Gossip Protocol

Is communication protocol used in a distributed system to distribute the information effectively. The main concept is that each node randomly choose a set of nodes to exchange the information.

Therefore better in synchronisation and communication.

Think of it like co-workers gossip with eachother

Use cases

  • Centralised state management
  • Fault detection

Example

For example in the case where we need to detect which node is down in our system.
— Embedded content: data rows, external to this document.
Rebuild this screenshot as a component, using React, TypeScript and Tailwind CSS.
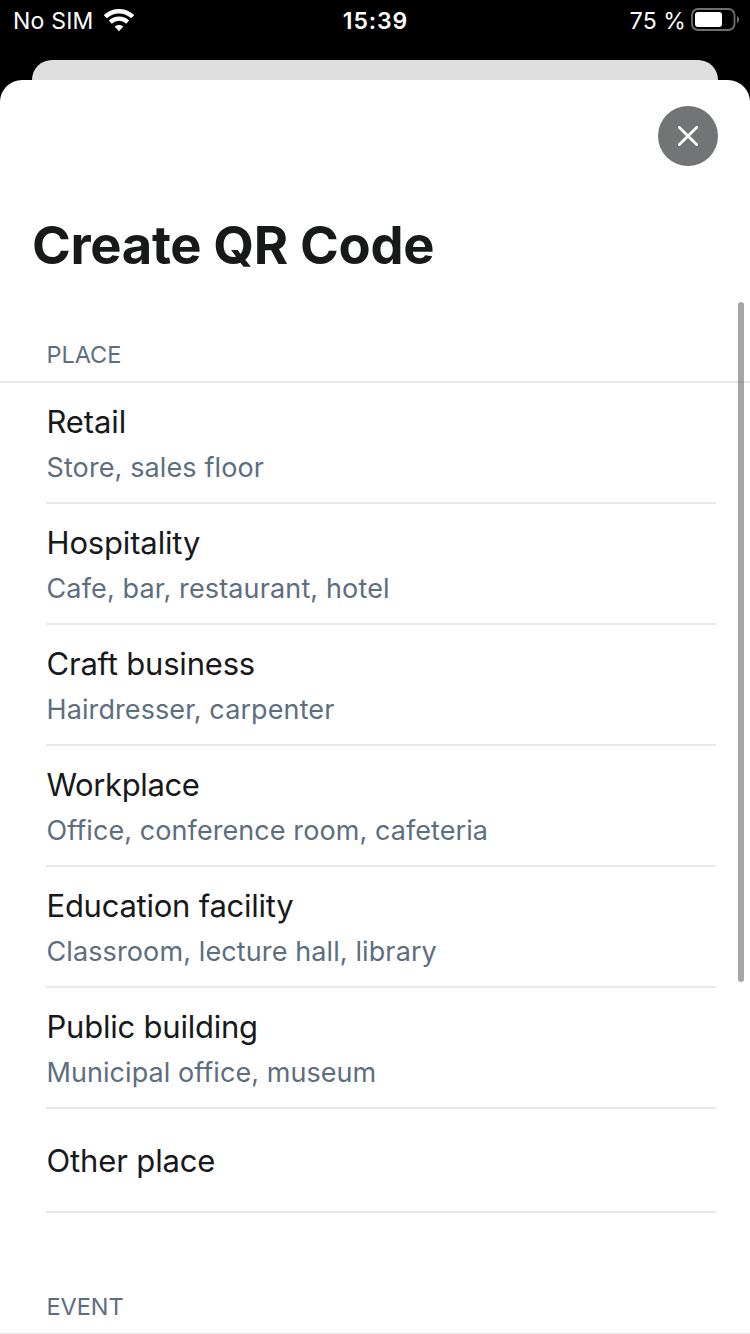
type Place = { title: string; detail?: string; titleClass: string; detailClass?: string };

const places: Place[] = [
  { title: 'Retail', detail: 'Store, sales floor', titleClass: 'tracking-[-0.13px]', detailClass: 'tracking-[0.11px]' },
  { title: 'Hospitality', detail: 'Cafe, bar, restaurant, hotel', titleClass: 'tracking-[-0.15px]', detailClass: 'tracking-[0.14px]' },
  { title: 'Craft business', detail: 'Hairdresser, carpenter', titleClass: 'tracking-[-0.2px]', detailClass: 'tracking-[0.1px]' },
  { title: 'Workplace', detail: 'Office, conference room, cafeteria', titleClass: 'tracking-[-0.38px]', detailClass: 'tracking-[0.08px]' },
  { title: 'Education facility', detail: 'Classroom, lecture hall, library', titleClass: 'tracking-[-0.25px]', detailClass: 'tracking-[0.11px]' },
  { title: 'Public building', detail: 'Municipal office, museum', titleClass: 'tracking-[-0.22px]', detailClass: 'tracking-[0.06px]' },
  { title: 'Other place', titleClass: 'tracking-[-0.14px]' },
];

function WifiIcon() {
  return (
    <svg className="ml-[10px] mt-[9px] h-[23px] w-[30px]" viewBox="0 0 30 23" fill="none">
      <path d="M1.4 7.800C9 .3 21 .3 28.6 7.800" stroke="#fff" strokeWidth="4.400" />
      <path d="M6.3 13.1c4.900-4.600 12.500-4.600 17.400 0" stroke="#fff" strokeWidth="4.400" />
      <path d="M15 22.200 10.600 17.600C13 15.400 17 15.400 19.400 17.600Z" fill="#fff" />
    </svg>
  );
}

function BatteryIcon() {
  return (
    <svg className="ml-[5px] mt-[8px] h-[23px] w-[48px]" viewBox="0 0 48 23" fill="none">
      <rect x="1" y="1" width="42.500" height="21" rx="6" stroke="#6e6e6e" strokeWidth="1.800" />
      <rect x="4" y="4" width="27" height="15" rx="3" fill="#fff" />
      <path d="M46 8c3 1.500 3 5.500 0 7Z" fill="#6e6e6e" />
    </svg>
  );
}

function StatusBar() {
  return (
    <header className="grid h-[60px] shrink-0 grid-cols-3 text-[23px] leading-[42px] text-white">
      <div className="flex items-start pl-[13px]">
        <span className="tracking-[0.2px]">No SIM</span>
        <WifiIcon />
      </div>
      <div className="pl-px text-center font-semibold tracking-[0.9px]">15:39</div>
      <div className="flex items-start justify-end pr-[11px]">
        <span className="tracking-[0.1px]">75 %</span>
        <BatteryIcon />
      </div>
    </header>
  );
}

export default function App() {
  return (
    <div className="relative flex h-[1334px] w-[750px] flex-col overflow-hidden bg-black font-['Inter',sans-serif] text-[#17191b]">
      <StatusBar />
      <div className="mx-8 h-5 shrink-0 rounded-t-[20px] bg-[#dfdfdf]" />
      <main className="flex flex-1 flex-col rounded-t-[22px] bg-white">
        <div className="flex h-[124px] shrink-0 justify-end pr-8 pt-[26px]">
          <button aria-label="Close" className="flex size-[60px] items-center justify-center rounded-full bg-[#737476]">
            <svg className="size-5" viewBox="0 0 20 20" stroke="#fff" strokeWidth="2.800" strokeLinecap="round">
              <path d="M1.400 1.400 18.600 18.600M18.600 1.400 1.400 18.600" />
            </svg>
          </button>
        </div>
        <h1 className="h-[126px] shrink-0 pl-8 pt-[8px] text-[52.5px] font-bold leading-[66px] tracking-[-0.33px]">
          <span>Create QR Code</span>
        </h1>
        <h2 className="h-[53px] shrink-0 border-b-2 border-[#e8e8e9] pl-[46.5px] pt-[9px] text-[23.5px] leading-[32px] tracking-[-0.05px] text-[#5d6e80]">
          <span>PLACE</span>
        </h2>
        <ul className="ml-[46px] mr-[34px] shrink-0">
          {places.map((p) => (
            <li
              key={p.title}
              className={`flex flex-col items-start border-b-2 border-[#e8e8e9] pl-[0.5px] ${p.detail ? 'h-[121px] pt-[19px]' : 'h-[104px] pt-[32px]'}`}
            >
              <span className={`text-[31px] leading-[40px] ${p.titleClass}`}>{p.title}</span>
              {p.detail && (
                <span className={`mt-[8px] text-[27px] leading-[36px] text-[#5d6e80] ${p.detailClass}`}>{p.detail}</span>
              )}
            </li>
          ))}
        </ul>
        <h2 className="h-[121px] shrink-0 border-b border-[#e8e8e9] pl-[46.5px] pt-[78px] text-[23.5px] leading-[32px] tracking-[-0.05px] text-[#5d6e80]">
          <span>EVENT</span>
        </h2>
      </main>
      <div className="absolute right-[6px] top-[302px] h-[680px] w-[6px] rounded-full bg-[#2f3133]/43" />
    </div>
  );
}
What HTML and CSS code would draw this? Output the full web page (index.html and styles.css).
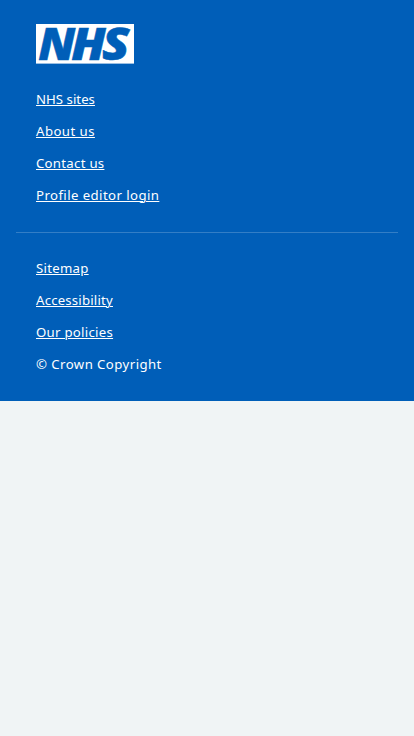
FILE: index.html
```html
<!DOCTYPE html>
<html lang="en">
<head>
<meta charset="utf-8">
<meta name="viewport" content="width=device-width, initial-scale=1">
<title>NHS</title>
<link rel="stylesheet" href="styles.css">
</head>
<body>
<footer class="footer">
  <a class="logo" href="#" aria-label="NHS">
    <svg width="98" height="40" viewBox="0 0 98 40">
      <rect width="98" height="39.6" fill="#fff"/>
      <g class="logo-text">
        <text x="2.2" y="35.5" textLength="37" lengthAdjust="spacingAndGlyphs">N</text>
        <text x="35.2" y="35.5" textLength="34.5" lengthAdjust="spacingAndGlyphs">H</text>
        <text x="66" y="35.5" textLength="27.5" lengthAdjust="spacingAndGlyphs">S</text>
      </g>
    </svg>
  </a>
  <ul class="links">
    <li><a class="sites" href="#">NHS sites</a></li>
    <li><a class="about" href="#">About us</a></li>
    <li><a class="contact" href="#">Contact us</a></li>
    <li><a class="login" href="#">Profile editor login</a></li>
  </ul>
  <ul class="links legal">
    <li><a class="sitemap" href="#">Sitemap</a></li>
    <li><a class="access" href="#">Accessibility</a></li>
    <li><a class="policies" href="#">Our policies</a></li>
    <li><span class="copyright">© Crown Copyright</span></li>
  </ul>
</footer>
</body>
</html>
```
FILE: styles.css
```css
* { box-sizing: border-box; }
body {
  margin: 0;
  background: #f0f4f5;
  font-family: "Noto Sans", "Open Sans", sans-serif;
}
.footer {
  height: 401px;
  padding: 24px 16px 0;
  background: #005eb8;
  color: #fff;
}
.logo { display: block; width: 98px; height: 40px; margin-left: 20px; }
.logo svg { display: block; overflow: visible; }
.logo-text {
  fill: #005eb8;
  stroke: #005eb8;
  stroke-width: .5px;
  font: italic 800 43.5px "Open Sans", sans-serif;
}
.links {
  list-style: none;
  margin: 0;
  padding: 23px 20px 0;
  font-size: 13.2px;
  font-weight: 450;
  line-height: 24px;
  letter-spacing: .28px;
}
.links li { height: 24px; margin-bottom: 8px; }
.links a {
  color: #fff;
  text-decoration: underline;
  text-decoration-thickness: 1px;
  text-underline-offset: 1px;
}
.links .sites { letter-spacing: .03px; }
.links .about { letter-spacing: .45px; }
.links .login { letter-spacing: .42px; }
.links .access { letter-spacing: .2px; }
.links .copyright { letter-spacing: .44px; }
.legal {
  margin-top: 25px;
  border-top: 1px solid #337ec6;
}
```
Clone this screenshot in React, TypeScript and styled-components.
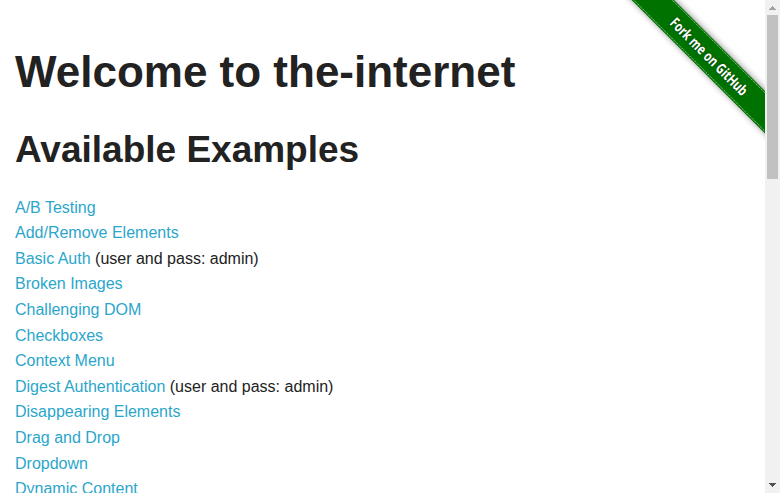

The Gossip protocol, each node will:

  • Maintain a list of other nodes which contains their ID and heartbeats.
  • Periodically increment heartbeat counter of each node in its membership
    • Per gossip tick, it only probe 1 node $O(1)$
    • If 1 node heartbeat has not been incremented for a period of time, it's considered as offline.
    • Next, it send the whole membership list to another node

Example:

Pasted image 20230626232812.png

  1. s0 maintains a membership node as shown
  2. s0 probe s2 on its tick and notice that s2 (ID = 2) heartbeat has not incremented for a while
  3. s0 then send this whole membership list other node which include s2 heartbeat counter.
    • It keeps propagating the rumor that S2 is down to other node, until someone update its membership table and send back to s0.

Doing this, we go through $O(N)$ nodes with each node only do $O(1)$ probe.